A sample of volunteers from the postal survey completed the draft AS-WIS a second time. On the same day they were assessed by an experienced Occupational Health Physiotherapist/Ergonomist who was blind to the responses on the draft WIS. A facilitator, who asked the patients to complete the questionnaire, also performed a cognitive debriefing at the same time. The expert allocated each participant a WI score between 0 and 4. This scoring system was devised and has been used successfully in the development of other WIS [4, 6]. The draft AS-WIS questionnaire responses were then validated against the results of the gold standard assessments. Those items that were shown to discriminate across the levels of risk ascertained by the experts were retained for further analysis. Cut points for level of risk were then determined by those which maximised the sensitivity and specificity of the screening questionnaire for concordance with the expert judgement.

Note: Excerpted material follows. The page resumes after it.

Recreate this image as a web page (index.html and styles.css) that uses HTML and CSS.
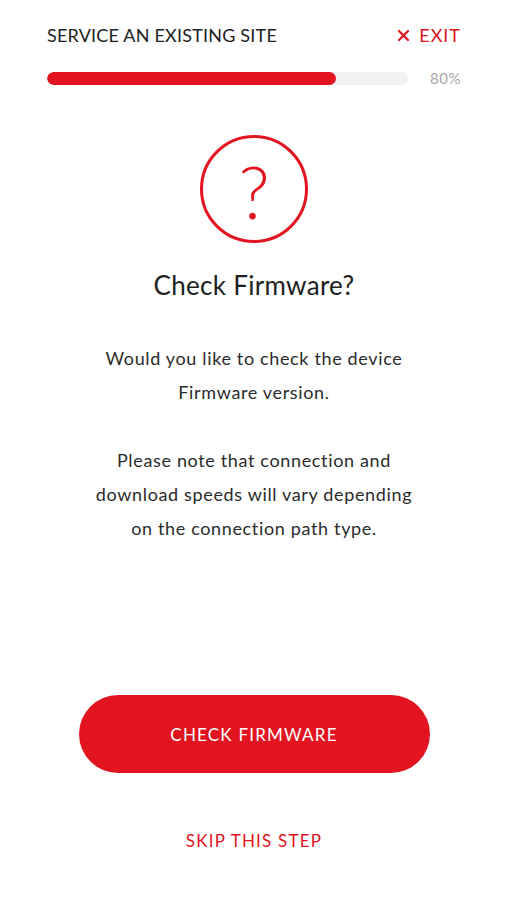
FILE: index.html
```html
<!DOCTYPE html>
<html lang="en">
	<head>
		<meta charset="UTF-8">
		<meta name="viewport" content="width=device-width, initial-scale=1.0">
		<title>Check Firmware</title>
		<link rel="stylesheet" href="styles.css">
	</head>
    <body>
        <section class="wizard">
            <header class="top">
                <div class="top_row">
                    <h1 class="top_title">SERVICE AN EXISTING SITE</h1>
                    <a href="#" class="exit">
                        <svg class="exit_x" width="11" height="11" viewBox="0 0 11 11"><path d="M1 1L10 10M10 1L1 10" stroke="#e2141f" stroke-width="2.2" stroke-linecap="round"/></svg>EXIT
                    </a>
                </div>
                <div class="progress">
                    <div class="track"><div class="fill" style="width:80%"></div></div>
                    <span class="pct">80%</span>
                </div>
            </header>

            <div class="step">
                <div class="icon_circle">?</div>
                <h2 class="step_title">Check Firmware?</h2>
                <p class="step_text">Would you like to check the device<br>Firmware version.</p>
                <p class="step_text">Please note that connection and<br>download speeds will vary depending<br>on the connection path type.</p>
            </div>

            <div class="actions">
                <button type="button" class="btn_main">CHECK FIRMWARE</button>
                <a href="#" class="skip">SKIP THIS STEP</a>
            </div>
        </section>
    </body>
</html>
```

FILE: styles.css
```css
body{padding:0; margin:0; background:#fff;}
.wizard{
    width:507px; height:900px; box-sizing:border-box;
    padding:22px 46px 0 47px;
    font-family:Lato, "Open Sans", sans-serif; color:#222;
    display:flex; flex-direction:column;
}
.top_row{display:flex; justify-content:space-between; align-items:center; height:26px;}
.top_title{margin:0; font-size:18px; font-weight:normal; letter-spacing:0.2px; color:#222;}
.exit{display:flex; align-items:center; color:#e2141f; text-decoration:none; font-size:18px; letter-spacing:1px;}
.exit_x{margin-right:10px;}
.progress{display:flex; align-items:center; margin-top:21px;}
.track{width:361px; height:13px; background:#f1f1f1; border-radius:7px; overflow:hidden;}
.fill{height:100%; background:#e2141f; border-radius:7px;}
.pct{margin-left:auto; font-size:15px; color:#a8a8a8; letter-spacing:0.5px;}

.step{display:flex; flex-direction:column; align-items:center; margin-top:48px;}
.icon_circle{
    width:102px; height:102px; border:3px solid #e2141f; border-radius:50%;
    color:#e2141f; font-size:72px; font-weight:300; line-height:106px; text-align:center;
}
.step_title{margin:26px 0 0; font-size:26px; font-weight:normal; letter-spacing:0.3px; color:#1e1e1e;}
.step_text{margin:40px 0 0; font-size:18px; line-height:34px; letter-spacing:0.65px; text-align:center; color:#2b2b2b;}
.step_text + .step_text{margin-top:34px;}

.actions{display:flex; flex-direction:column; align-items:center; margin-top:auto; padding-bottom:49px;}
.btn_main{
    width:351px; height:78px; border:0; border-radius:39px; background:#e2141f;
    color:#fff; font-family:inherit; font-size:17px; letter-spacing:1.2px; cursor:pointer;
}
.skip{margin-top:57px; color:#e2141f; text-decoration:none; font-size:17px; letter-spacing:1.2px;}
```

The Rasch model  is the current standard for the development of unidimensional scales (e.g. of impairment or quality of life) delivering metric quality outcomes in health care . Briefly, data collected from questionnaires which include items for a new (or existing) scale, which are intended to be summated into an overall score are tested against the expectations of this measurement model. The model defines how responses to items should be if measurement (at the metric level) is to be achieved. The response patterns achieved are tested against what is expected (a probabilistic form of Guttman scaling ), and a variety of fit statistics determine if this is the case .

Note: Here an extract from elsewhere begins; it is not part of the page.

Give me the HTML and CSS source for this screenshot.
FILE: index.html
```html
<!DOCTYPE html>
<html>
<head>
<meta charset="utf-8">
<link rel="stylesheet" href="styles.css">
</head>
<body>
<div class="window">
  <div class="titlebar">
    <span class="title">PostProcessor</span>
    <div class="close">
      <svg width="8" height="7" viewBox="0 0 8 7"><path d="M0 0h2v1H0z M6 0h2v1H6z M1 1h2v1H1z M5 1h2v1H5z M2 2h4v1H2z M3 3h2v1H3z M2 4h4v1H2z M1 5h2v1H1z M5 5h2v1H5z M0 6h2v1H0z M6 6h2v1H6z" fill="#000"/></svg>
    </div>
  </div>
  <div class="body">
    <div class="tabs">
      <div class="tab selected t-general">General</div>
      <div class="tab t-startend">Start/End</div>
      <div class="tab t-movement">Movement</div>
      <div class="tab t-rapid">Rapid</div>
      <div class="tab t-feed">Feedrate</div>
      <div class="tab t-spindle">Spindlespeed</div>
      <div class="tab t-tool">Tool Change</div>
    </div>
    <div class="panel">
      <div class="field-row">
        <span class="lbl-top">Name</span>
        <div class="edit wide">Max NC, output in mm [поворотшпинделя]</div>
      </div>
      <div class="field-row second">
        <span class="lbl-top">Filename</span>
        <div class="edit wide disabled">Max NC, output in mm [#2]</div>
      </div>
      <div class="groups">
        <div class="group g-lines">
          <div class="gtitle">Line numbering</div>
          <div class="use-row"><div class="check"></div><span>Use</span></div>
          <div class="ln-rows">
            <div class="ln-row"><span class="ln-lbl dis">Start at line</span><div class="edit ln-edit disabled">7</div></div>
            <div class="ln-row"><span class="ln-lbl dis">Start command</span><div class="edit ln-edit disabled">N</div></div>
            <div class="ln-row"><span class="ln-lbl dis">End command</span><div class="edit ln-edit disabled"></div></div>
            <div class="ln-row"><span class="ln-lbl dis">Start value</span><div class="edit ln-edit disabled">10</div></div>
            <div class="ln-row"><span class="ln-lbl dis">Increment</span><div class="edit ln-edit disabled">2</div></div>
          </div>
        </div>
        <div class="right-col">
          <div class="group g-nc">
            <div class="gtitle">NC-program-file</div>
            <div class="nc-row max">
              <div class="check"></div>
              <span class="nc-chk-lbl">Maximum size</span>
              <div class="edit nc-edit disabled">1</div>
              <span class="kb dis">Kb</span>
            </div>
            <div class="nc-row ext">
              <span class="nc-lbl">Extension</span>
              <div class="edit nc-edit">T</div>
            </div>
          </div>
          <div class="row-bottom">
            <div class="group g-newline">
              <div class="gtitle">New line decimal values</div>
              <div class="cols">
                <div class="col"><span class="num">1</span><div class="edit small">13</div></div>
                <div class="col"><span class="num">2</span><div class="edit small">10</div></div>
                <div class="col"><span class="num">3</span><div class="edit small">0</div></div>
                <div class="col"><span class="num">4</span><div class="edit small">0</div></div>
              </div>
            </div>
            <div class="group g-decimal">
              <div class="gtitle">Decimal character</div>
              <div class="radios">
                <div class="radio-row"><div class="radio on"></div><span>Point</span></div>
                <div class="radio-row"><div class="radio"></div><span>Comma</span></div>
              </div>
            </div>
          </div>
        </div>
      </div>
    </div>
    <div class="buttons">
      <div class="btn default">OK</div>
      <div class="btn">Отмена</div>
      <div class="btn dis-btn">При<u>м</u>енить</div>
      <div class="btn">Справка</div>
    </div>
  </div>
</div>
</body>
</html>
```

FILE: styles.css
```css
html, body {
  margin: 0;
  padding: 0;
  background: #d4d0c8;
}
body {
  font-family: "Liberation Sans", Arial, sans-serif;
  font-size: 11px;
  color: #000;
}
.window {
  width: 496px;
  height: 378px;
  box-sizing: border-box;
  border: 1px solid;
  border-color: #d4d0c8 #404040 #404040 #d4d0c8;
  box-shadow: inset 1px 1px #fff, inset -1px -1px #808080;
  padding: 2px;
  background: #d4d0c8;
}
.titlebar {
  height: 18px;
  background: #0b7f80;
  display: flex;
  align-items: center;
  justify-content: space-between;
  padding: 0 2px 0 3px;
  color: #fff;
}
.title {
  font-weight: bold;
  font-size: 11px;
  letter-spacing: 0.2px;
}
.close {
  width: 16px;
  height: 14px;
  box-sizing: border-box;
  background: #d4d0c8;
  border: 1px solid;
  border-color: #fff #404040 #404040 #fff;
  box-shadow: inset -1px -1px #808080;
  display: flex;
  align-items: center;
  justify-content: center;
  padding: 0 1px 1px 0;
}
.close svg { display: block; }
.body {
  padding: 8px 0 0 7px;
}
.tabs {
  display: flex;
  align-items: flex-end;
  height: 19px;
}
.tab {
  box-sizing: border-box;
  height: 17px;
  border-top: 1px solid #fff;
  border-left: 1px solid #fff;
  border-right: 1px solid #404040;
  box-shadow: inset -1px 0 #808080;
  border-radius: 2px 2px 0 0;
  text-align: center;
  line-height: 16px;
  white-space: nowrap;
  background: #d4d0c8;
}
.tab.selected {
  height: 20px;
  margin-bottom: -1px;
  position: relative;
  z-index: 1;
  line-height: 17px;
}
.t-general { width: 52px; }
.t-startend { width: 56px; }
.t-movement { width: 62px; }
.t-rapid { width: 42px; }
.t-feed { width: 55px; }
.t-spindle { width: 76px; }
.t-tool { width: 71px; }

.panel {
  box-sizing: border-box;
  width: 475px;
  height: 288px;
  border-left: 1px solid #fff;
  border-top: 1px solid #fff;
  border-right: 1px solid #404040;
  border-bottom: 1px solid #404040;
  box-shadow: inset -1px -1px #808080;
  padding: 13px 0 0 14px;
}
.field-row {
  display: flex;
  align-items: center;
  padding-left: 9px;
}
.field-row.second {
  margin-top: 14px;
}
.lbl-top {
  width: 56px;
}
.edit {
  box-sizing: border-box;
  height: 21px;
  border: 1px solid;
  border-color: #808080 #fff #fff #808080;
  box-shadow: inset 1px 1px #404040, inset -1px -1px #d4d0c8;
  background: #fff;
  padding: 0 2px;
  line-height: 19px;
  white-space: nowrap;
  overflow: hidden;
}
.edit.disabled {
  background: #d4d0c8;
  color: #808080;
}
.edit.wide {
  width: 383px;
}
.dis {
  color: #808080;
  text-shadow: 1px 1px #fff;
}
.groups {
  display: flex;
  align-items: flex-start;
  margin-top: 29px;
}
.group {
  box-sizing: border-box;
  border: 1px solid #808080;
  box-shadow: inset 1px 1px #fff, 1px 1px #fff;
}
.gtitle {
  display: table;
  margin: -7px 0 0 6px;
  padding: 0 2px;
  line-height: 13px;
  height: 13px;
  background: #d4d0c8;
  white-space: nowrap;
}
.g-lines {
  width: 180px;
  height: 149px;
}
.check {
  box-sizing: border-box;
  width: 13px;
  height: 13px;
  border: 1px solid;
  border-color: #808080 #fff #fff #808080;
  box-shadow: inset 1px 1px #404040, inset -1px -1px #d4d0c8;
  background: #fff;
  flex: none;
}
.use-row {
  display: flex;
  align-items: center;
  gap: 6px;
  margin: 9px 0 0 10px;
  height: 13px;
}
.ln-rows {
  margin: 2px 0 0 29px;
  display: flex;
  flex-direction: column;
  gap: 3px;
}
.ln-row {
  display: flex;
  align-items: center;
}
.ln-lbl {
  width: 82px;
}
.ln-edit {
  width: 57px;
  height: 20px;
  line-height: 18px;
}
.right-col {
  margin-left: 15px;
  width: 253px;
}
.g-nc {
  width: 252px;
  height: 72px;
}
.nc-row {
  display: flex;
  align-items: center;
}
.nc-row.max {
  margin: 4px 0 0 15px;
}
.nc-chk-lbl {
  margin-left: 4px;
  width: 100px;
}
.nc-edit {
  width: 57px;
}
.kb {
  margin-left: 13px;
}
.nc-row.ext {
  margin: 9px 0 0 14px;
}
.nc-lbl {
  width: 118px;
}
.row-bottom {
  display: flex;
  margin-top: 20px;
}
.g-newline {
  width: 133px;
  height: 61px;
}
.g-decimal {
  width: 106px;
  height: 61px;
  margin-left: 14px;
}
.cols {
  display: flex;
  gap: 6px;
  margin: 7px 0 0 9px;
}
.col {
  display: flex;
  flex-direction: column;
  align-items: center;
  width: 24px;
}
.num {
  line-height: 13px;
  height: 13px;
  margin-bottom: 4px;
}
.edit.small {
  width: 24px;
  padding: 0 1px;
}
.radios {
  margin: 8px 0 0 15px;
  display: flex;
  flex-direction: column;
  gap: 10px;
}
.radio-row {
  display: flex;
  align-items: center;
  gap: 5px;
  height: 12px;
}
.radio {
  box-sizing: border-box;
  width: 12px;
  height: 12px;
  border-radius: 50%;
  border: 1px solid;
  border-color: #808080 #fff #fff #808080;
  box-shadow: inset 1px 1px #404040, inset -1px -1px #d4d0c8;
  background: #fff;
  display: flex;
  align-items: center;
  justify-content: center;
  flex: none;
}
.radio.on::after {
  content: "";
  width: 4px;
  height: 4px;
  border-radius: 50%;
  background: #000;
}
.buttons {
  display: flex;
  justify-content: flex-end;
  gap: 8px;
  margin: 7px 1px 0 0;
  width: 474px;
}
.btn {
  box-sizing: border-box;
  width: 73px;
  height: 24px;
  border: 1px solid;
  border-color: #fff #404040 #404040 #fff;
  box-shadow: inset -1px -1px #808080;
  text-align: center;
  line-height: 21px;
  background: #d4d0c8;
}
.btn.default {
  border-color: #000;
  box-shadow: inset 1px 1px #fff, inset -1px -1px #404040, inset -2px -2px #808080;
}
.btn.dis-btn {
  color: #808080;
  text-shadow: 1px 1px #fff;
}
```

Within the framework of Rasch measurement, the scale should also work in the same way, irrespective of which group is being assessed . For example, in the case of WI, males or females should have the same probability of affirming an item if they have the same underlying level of WI. If for some reason one group did not display the same probability of affirming the item, then this item would be deemed to display differential item function (DIF), and would violate the requirement of unidimensionality . Consequently, every item is checked for DIF by age and gender and, in the current study by time, to ensure stability in the test-retest sample. Finally, a rigorous check for unidimensionality is undertaken by identifying contrast sets of items on the principal first component of the residuals and testing if person estimates derived from these sets differ. The confidence interval for the proportion of individual t-tests showing a difference between estimates should overlap 5% if the scale is strictly unidimensional .
The sample size requirements for Rasch analysis are based upon the degree of precision required for estimates of item difficulty and person ability. For example, in most cases a sample size of 50 will give an item calibration within 1 logit with 99% confidence . This varies according to how well the scale is targeted at the patient sample. Thus a well targeted sample of 108 will give an estimate to within 0.5 logits with 99% confidence. It is important to note that Rasch analysis does not require a 'representative' sample as item difficulty is estimated independently from the ability of persons taking the test. It is more important to have a uniform distribution of persons such that the degree of precision of item estimates is similar across the whole of the construct (i.e. work instability) being measured.
Data are fitted to the Rasch model using the RUMM2020 software .
Test-retest postal survey
A sample of in-work patients were asked to complete the new draft of the WIS on two occasions, two weeks apart. These patients were attending for routine rheumatology clinic appointments in Bradford, a city in northern England adjacent to Leeds. This stage of the study was to assess the test-retest reliability of the scale, and to provide further evidence of its internal construct validity.
Ethical committee approval was granted by Leeds Teaching Hospitals NHS Trust Local Research Ethics Committee under a programme of work for 'Reducing Work Disability in common rheumatic conditions' [Ref CA03/035].